The Islamic Path Back: Spiritual Renewal, Practical Cures, and Community Responsibility
- Acknowledge and name the problem: Silence within Muslim families has allowed this epidemic to grow unchallenged — awareness, however uncomfortable, is the first act of protection and an obligation of faith
- Understand the neuroscience of addiction: Pornography hijacks the brain’s dopamine reward system identically to hard drugs; recovery requires a deliberate “reboot” process, not merely willpower alone
- Cultivate hayaa in the home before exposure occurs: Modesty is not weakness — it is the armour of the believer, and instilling it in children early is the most powerful preventative measure available
- Tawbah combined with structured support: Those already trapped should know that sincere repentance, professional counselling, and community accountability together form the road to freedom — this is not a sin beyond mercy
- Lower the gaze (ghadd al-basr): The Quranic injunction is not merely symbolic — it is a daily, practical discipline that starves the addiction of its fuel
- Facilitate marriage as the lawful, dignified channel: Where possible, supporting early and well-resourced nikah removes the vulnerability the pornography industry deliberately targets
- Exercise parental and community vigilance: Internet filters, age-appropriate conversations rooted in Islamic values, and frank education about healthy relationships give young people the tools to recognise and resist exploitation
The pornography epidemic is one of the most insidious trials of our age — insidious precisely because it has been dressed up as freedom, entertainment, and personal choice while quietly hollowing out minds, marriages, childhoods, and communities across every culture and faith background.

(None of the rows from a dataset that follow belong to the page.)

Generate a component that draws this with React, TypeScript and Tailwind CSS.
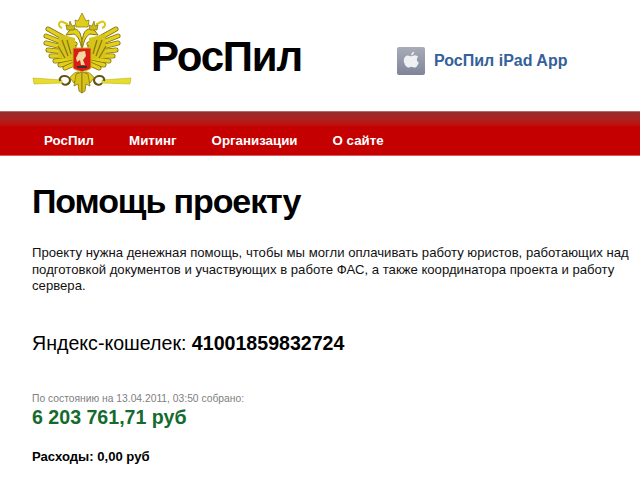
const sans = { fontFamily: '"Liberation Sans", Arial, sans-serif' };

const gold = "#e3d01c";
const dark = "#85750f";

// кончики перьев: от основания крыла к краю
const feathers = [
  [43, 44, 16, 29],
  [42, 47, 14, 36],
  [42, 50, 14, 43],
  [42, 53, 16, 50],
  [42, 56, 19, 56],
  [42, 59, 23, 61],
  [42, 62, 28, 65],
  [42, 64, 33, 68],
];

function HalfEagle() {
  return (
    <g>
      {feathers.map(([x1, y1, x2, y2]) => (
        <g key={`${x2}-${y2}`}>
          <line x1={x1} y1={y1} x2={x2} y2={y2} stroke={dark} strokeWidth="5" strokeLinecap="round" />
          <line x1={x1} y1={y1} x2={x2} y2={y2} stroke={gold} strokeWidth="3.4" strokeLinecap="round" />
        </g>
      ))}
      <path d="M43 38 L27 34 L26 58 L43 60 Z" fill="#d6c418" />
      <path d="M30 40 L36 56 M35 40 L39 54 M26 46 L33 58" stroke={dark} strokeWidth="1.2" fill="none" />
      {/* шея и голова */}
      <path d="M50 50 C48 40 46 36 42 34 L34 35 L37 31 C41 27 46 29 48 33 L50 40 Z" fill={gold} stroke={dark} strokeWidth="1" />
      {/* завиток у короны */}
      <path d="M30 28 C25 26 27 20 31 22 L35 24 L36 29" fill="none" stroke="#d8c617" strokeWidth="2" />
      {/* малая корона */}
      <path d="M35 30 L34 25 L37 26 L38 21 L40 26 L43 25 L42 30 Z" fill="#cbb916" stroke={dark} strokeWidth="0.7" />
      {/* держава и скипетр */}
      <path d="M1 78 L30 80 L30 83 L2 84 Z" fill="#e9dd2c" stroke="#b3a41a" strokeWidth="0.5" />
      <path d="M28 81 C26 75 37 74 38 80 C38 85 32 86 30 83" fill="none" stroke="#5f5410" strokeWidth="2" />
      {/* лапа */}
      <path d="M38 78 C41 73 44 72 47 72 L46 78 L42 83 Z" fill={gold} stroke={dark} strokeWidth="0.8" />
      <path d="M50 72 L44 74 L42 86 L46 84 L47 91 L50 93 Z" fill="#d6c418" stroke={dark} strokeWidth="0.8" />
    </g>
  );
}

function Emblem() {
  return (
    <svg width="100" height="96" viewBox="0 0 100 96" className="shrink-0">
      <HalfEagle />
      <g transform="matrix(-1 0 0 1 100 0)">
        <HalfEagle />
      </g>
      {/* большая корона */}
      <path d="M44 27 L43 20 L46 21 L48 17 L50 13 L52 17 L54 21 L57 20 L56 27 Z" fill="#e0ce1a" stroke={dark} strokeWidth="0.7" />
      {/* щит */}
      <path d="M41 48 L59 48 L59 67 C59 70 54 70 50 72 C46 70 41 70 41 67 Z" fill="#dc1c14" stroke="#c8b616" strokeWidth="1" />
      <path d="M47 52 L53 51 L54 56 L51 60 L53 65 L49 65 L48 60 L45 62 L44 58 Z" fill="#f3d9a0" />
      <path d="M45 67 L55 67" stroke="#333" strokeWidth="2" />
    </svg>
  );
}

function AppleTile() {
  return (
    <div className="flex h-[28px] w-[28px] shrink-0 items-center justify-center rounded-[2px] bg-gradient-to-b from-[#a9adb8] to-[#7f8499]">
      <svg width="18" height="20" viewBox="0 0 18 20">
        <path d="M9.2 5.2 C10.5 5.2 11.5 4.2 13 4.2 C14.3 4.2 15.5 5 16.2 6 C14.2 7.2 14.5 10.4 16.8 11.4 C16.1 13.6 14.4 16.6 12.6 16.6 C11.4 16.6 10.8 15.8 9.4 15.8 C8 15.8 7.3 16.6 6.2 16.6 C4.2 16.6 1.8 12.6 1.8 9.6 C1.8 6.2 4 4.4 6 4.4 C7.2 4.4 8.2 5.2 9.2 5.2 Z" fill="#eff0f3" />
        <path d="M9 4.2 C9 2.4 10.6 1 12.2 0.8 C12.3 2.7 10.7 4.2 9 4.2 Z" fill="#eff0f3" />
      </svg>
    </div>
  );
}

export default function App() {
  const menu = ["РосПил", "Митинг", "Организации", "О сайте"];

  return (
    <div className="h-[480px] w-[640px] overflow-hidden bg-white text-black" style={sans}>
      {/* шапка */}
      <div className="flex h-[111px] items-start">
        <div className="ml-[32px] w-[119px]">
          <Emblem />
        </div>
        <div className="mt-[36px] w-[246px] text-[42px] leading-none font-bold tracking-[-1.2px]">РосПил</div>
        <div className="mt-[47px] flex items-center gap-[9px]">
          <AppleTile />
          <span className="text-[16px] font-bold text-[#35609b]">РосПил iPad App</span>
        </div>
      </div>

      {/* меню */}
      <div className="h-[45px] border-t border-b border-t-[#b56a6a] border-b-[#dc5a5a] bg-gradient-to-b from-[#962c2c] to-[#c40000] to-35%">
        <div className="flex gap-[35px] pt-[21px] pl-[44px] text-[13.3px] leading-[15px] font-bold text-white">
          {menu.map((item) => (
            <span key={item}>{item}</span>
          ))}
        </div>
      </div>

      {/* контент */}
      <div className="px-[32px]">
        <h1 className="mt-[25px] text-[34px] leading-[40px] font-bold tracking-[-1.1px]">Помощь проекту</h1>
        <p className="mt-[24px] w-[600px] text-[13.15px] leading-[16.5px] text-[#111]">
          Проекту нужна денежная помощь, чтобы мы могли оплачивать работу юристов, работающих над подготовкой документов и участвующих в работе ФАС, а также координатора проекта и работу сервера.
        </p>
        <p className="mt-[37px] text-[19.6px] leading-[22px]">
          Яндекс-кошелек: <b>41001859832724</b>
        </p>
        <p className="mt-[38px] text-[10.3px] leading-[13px] text-[#808080]">По состоянию на 13.04.2011, 03:50 собрано:</p>
        <p className="mt-[1px] text-[19.6px] leading-[23px] font-bold text-[#146b2e]">6 203 761,71 руб</p>
        <p className="mt-[20px] text-[13.1px] leading-[15px] font-bold">Расходы: 0,00 руб</p>
      </div>
    </div>
  );
}
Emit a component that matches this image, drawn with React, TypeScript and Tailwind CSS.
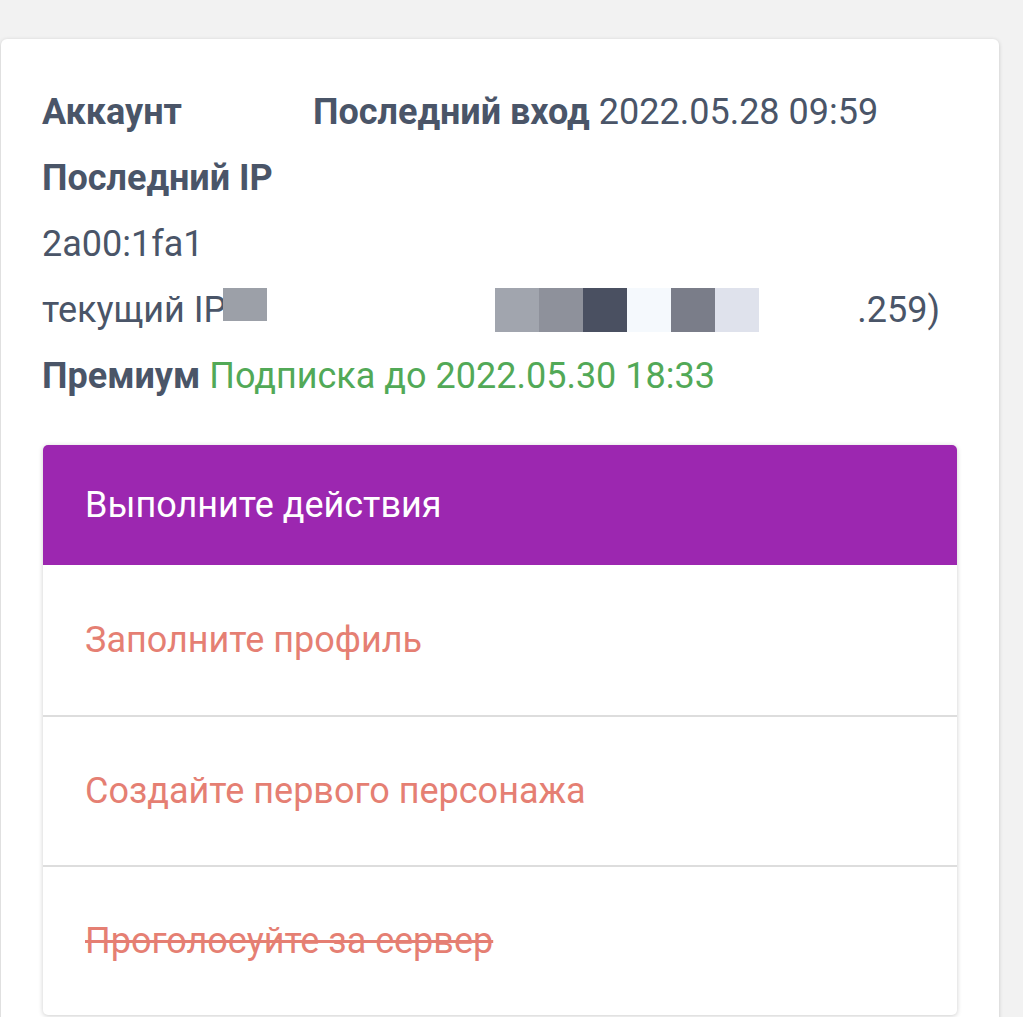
import React from "react";

const TASKS = [
  { label: "Заполните профиль", done: false },
  { label: "Создайте первого персонажа", done: false },
  { label: "Проголосуйте за сервер", done: true },
];

const REDACT = ["#a1a5ae", "#8e919b", "#4a5061", "#f5f9fd", "#7a7d89", "#dfe2ec"];

export default function App() {
  return (
    <div className="min-h-[1017px] bg-[#f2f2f2] pt-[39px] overflow-hidden" style={{ fontFamily: "Roboto, 'Noto Sans', sans-serif" }}>
      <div className="ml-[1px] w-[998px] bg-white rounded-md shadow-[0_1px_4px_rgba(0,0,0,0.18)] pt-[40px] pl-[41px] pr-[42px] pb-[40px] text-[36px] text-[#4a5568]">
        <div className="leading-[66px]">
          <div className="flex">
            <span className="w-[271px] font-bold">Аккаунт</span>
            <span>
              <b>Последний вход</b> 2022.05.28 09:59
            </span>
          </div>
          <div className="font-bold">Последний IP</div>
          <div>2a00:1fa1</div>
          <div className="flex items-center whitespace-nowrap">
            <span>текущий IP</span>
            <span className="-ml-[3px] w-[44px] h-[33px] bg-[#9ca0a8] -mt-[12px]" />
            <span className="w-[228px]" />
            {REDACT.map((c) => (
              <span key={c} className="w-[44px] h-[44px]" style={{ background: c }} />
            ))}
            <span className="w-[98px]" />
            <span>.259)</span>
          </div>
          <div>
            <b>Премиум</b> <span className="text-[#52a957]">Подписка до 2022.05.30 18:33</span>
          </div>
        </div>

        <div className="mt-[36px] ml-[1px] rounded-[5px] overflow-hidden bg-white shadow-[0_1px_5px_rgba(0,0,0,0.2)]">
          <div className="h-[120px] bg-[#9c27b0] px-[42px] flex items-center text-white">
            Выполните действия
          </div>
          {TASKS.map((t, i) => (
            <div
              key={t.label}
              className={`h-[150px] px-[42px] flex items-center text-[#e57f73] ${i > 0 ? "border-t-2 border-[#dddddd]" : ""}`}
            >
              <span className={t.done ? "line-through" : ""}>{t.label}</span>
            </div>
          ))}
        </div>
      </div>
    </div>
  );
}
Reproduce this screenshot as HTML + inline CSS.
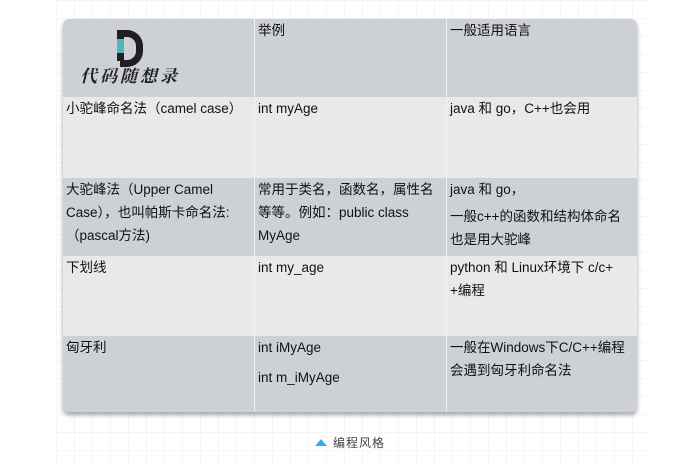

Islam, as a complete way of life and a shifa for all of humanity, does not flinch from naming this harm, nor from offering the guidance, spiritual framework, and practical remedies to overcome it. Every believer who takes seriously the principle of amr bil ma’ruf wa nahy ‘anil munkar — enjoining good and forbidding evil — must be willing to have these conversations, to support those struggling in silence without judgement, and to stand unapologetically as advocates for human dignity, for the sanctity of our children’s fitrah, and for the kind of society in which love, mercy, and modesty are not weaknesses but the highest expressions of what it means to be truly human. The cure begins not with shame, but with understanding; not with isolation, but with community; and above all, with the certain knowledge that the One who created us designed within His guidance everything we need to heal.